We’re confident that RECAP maintains the security model set up by the courts, and that it will never upload documents while a user is logged into CM/ECF. The code is open source, so anyone with concerns is welcome to inspect it for themselves. We’d like to work with the judiciary in the coming weeks to ensure they understand how RECAP protects privacy and security, and to incorporate any further enhancements they might suggest. In the meantime, users can continue using RECAP with the knowledge that it’s designed with privacy as our top priority.

RECAP: Turning PACER Around

Meet  RECAP (http://recapthelaw.org) – Be impressed.  Very impressed.

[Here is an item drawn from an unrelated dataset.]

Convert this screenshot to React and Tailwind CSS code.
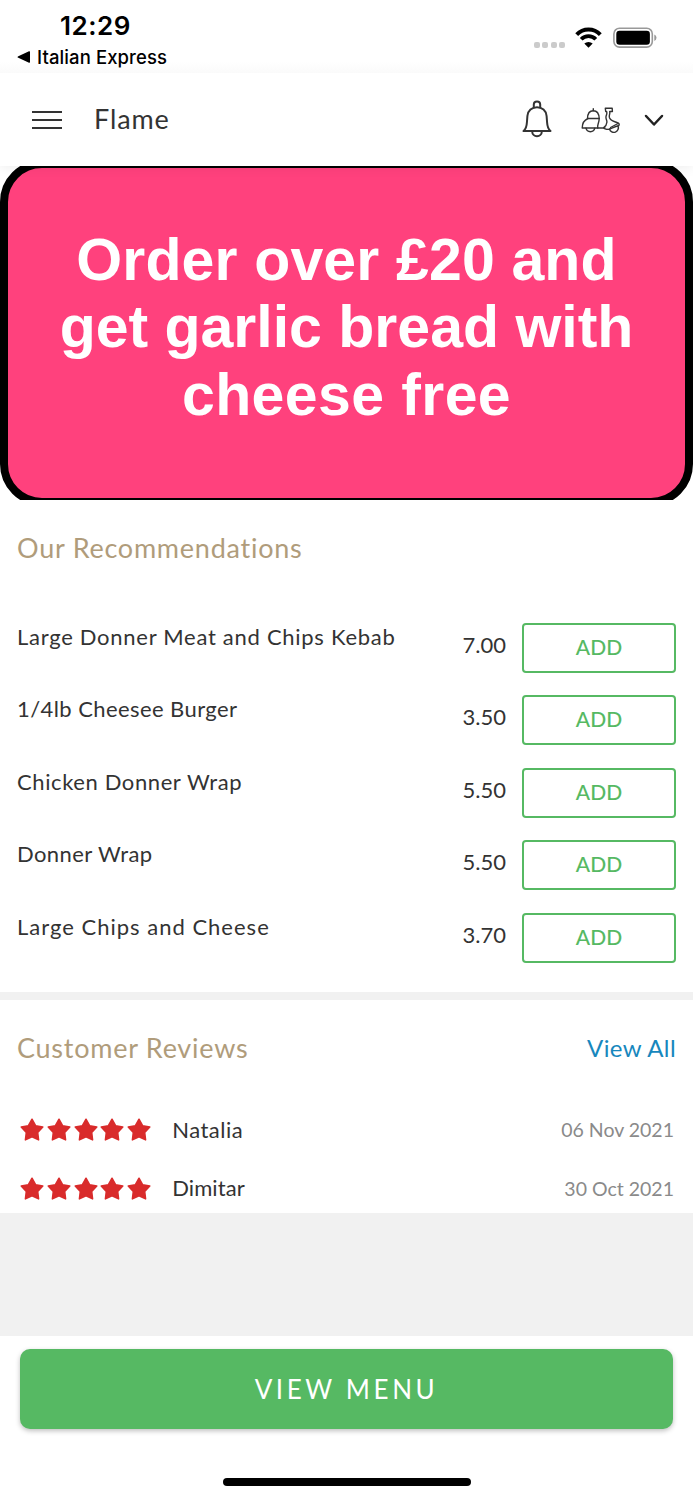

PACER (Public Access to Court Electronic Records) documents sit behind a pay-wall; however, these are public record documents, so once a document has been retrieved from PACER, it may be freely shared.

RECAP  enables us to easily share federal court documents. The goal of this project is to publish an extensive archive of these documents to the public for free (our favorite word).

RECAP is an extension to the Firefox browser. There is a a video on the site that demonstrates the extension in action.

RECAP works with Firefox to upload case dockets and documents that you have paid for to the public archive, and notifying you when free versions of documents are already available.

RECAP is a project of the Center for Information Technology Policy at Princeton University.  It is one of several projects that harness the power of the web to increase government transparency.